AGNES Obel is a classically trained pianist and singer from Copenhagen, now based in Berlin. Her debut album 'Philharmonics' attracted glowing reviews on its release last autumn and has become something of a word-of-mouth success since.

Tonight she's joined by German cellist Anne Muller and the pair demonstrate just why piano and cello work so beautifully together. Muller also provides vocal backing to Obel's gentle, but arresting singing.

Right from the off, it feels like one of those rare concerts to live long in the memory. A hushed silence greets 'Just So' -- a song made popular on the continent thanks to its ubiquity on a mobile phone TV commercial -- and there's a haunting quality to the sparse, understated instrumental 'Louretta', in which Obel truly shows her gifts as a pianist.

There is a sublime cover of John Cale's 'Close Watch', which ends in flamboyant style as Obel channels her inner Kate Bush.

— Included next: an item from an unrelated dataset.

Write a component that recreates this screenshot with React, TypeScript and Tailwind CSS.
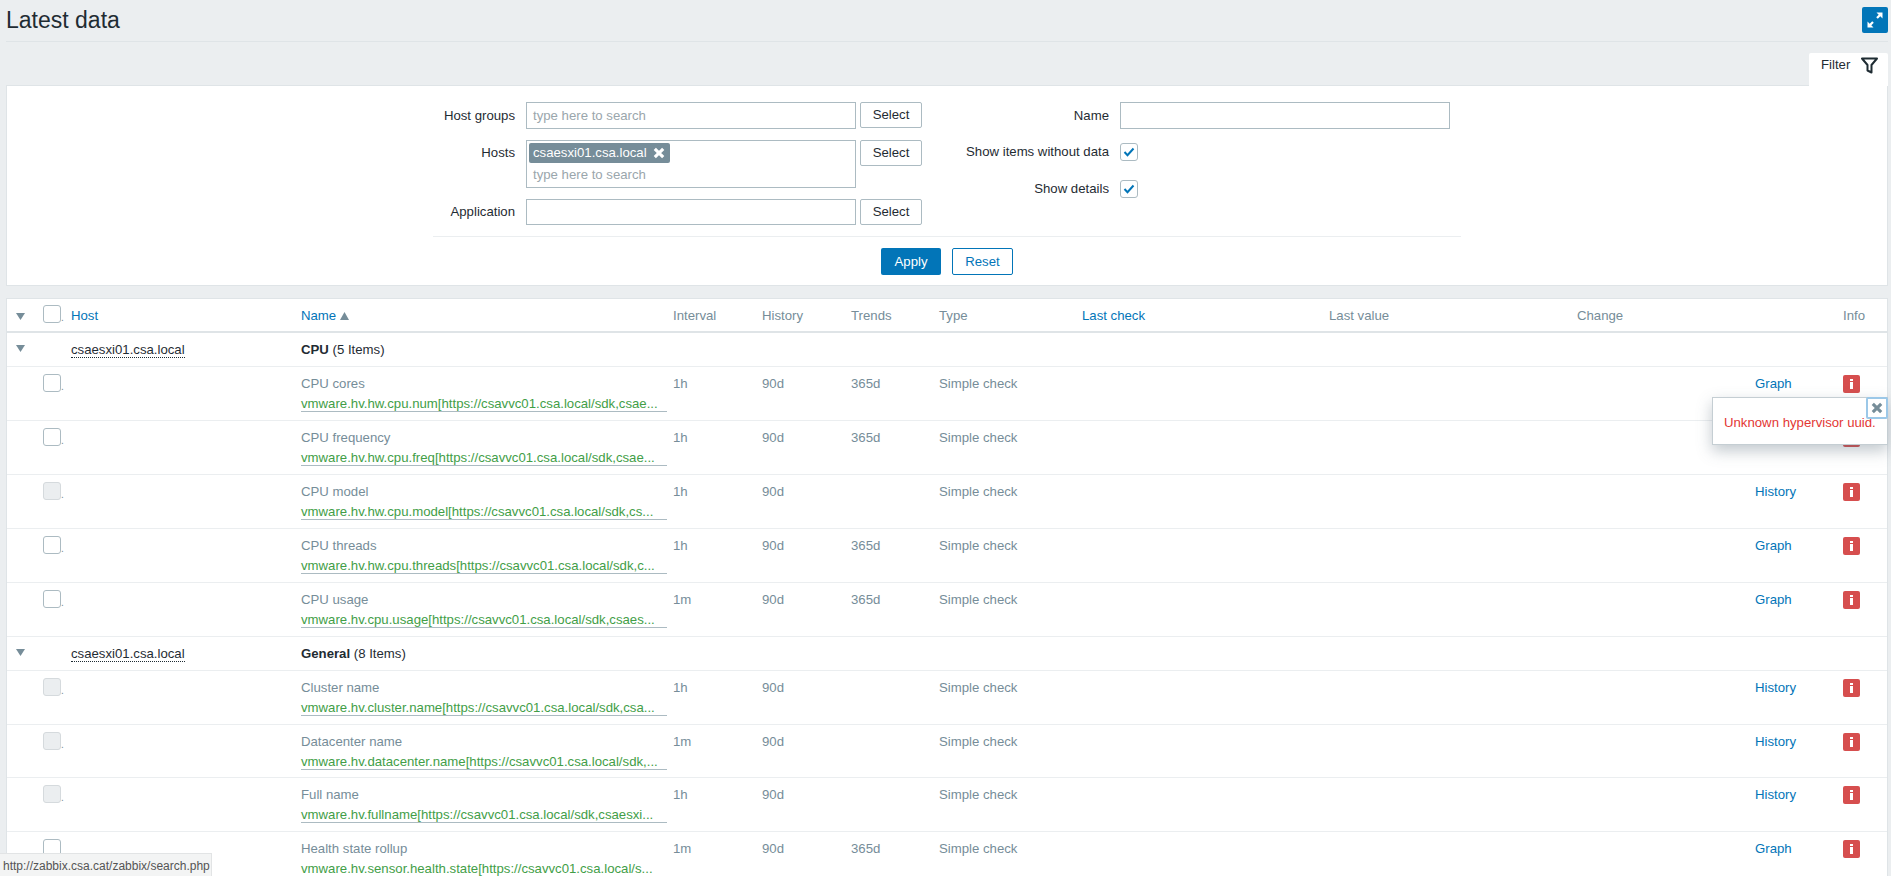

And 'Riverside' -- perhaps her most commercial sounding song to date -- is spine-tingling in its sweet simplicity.

Then, there's a glimpse into the future as Obel airs a new composition: "It's so new it's still called 'New Song'." It also sounds remarkable with its crystal-clear vocals and plaintive instrumentation.

The night concludes as powerfully as it began with a riveting rendition of the ancient Scottish ballad, 'Katie Cruel' -- a song brought to wider prominence in the early 1970s by the late American singer-songwriter, Karen Dalton.

The whole performance clocks in at around the 70-minute mark, yet there's no feeling of being short-changed. A charming, hugely engaging performer, you find yourself hanging on every word and note. One of the gigs of the year, no question.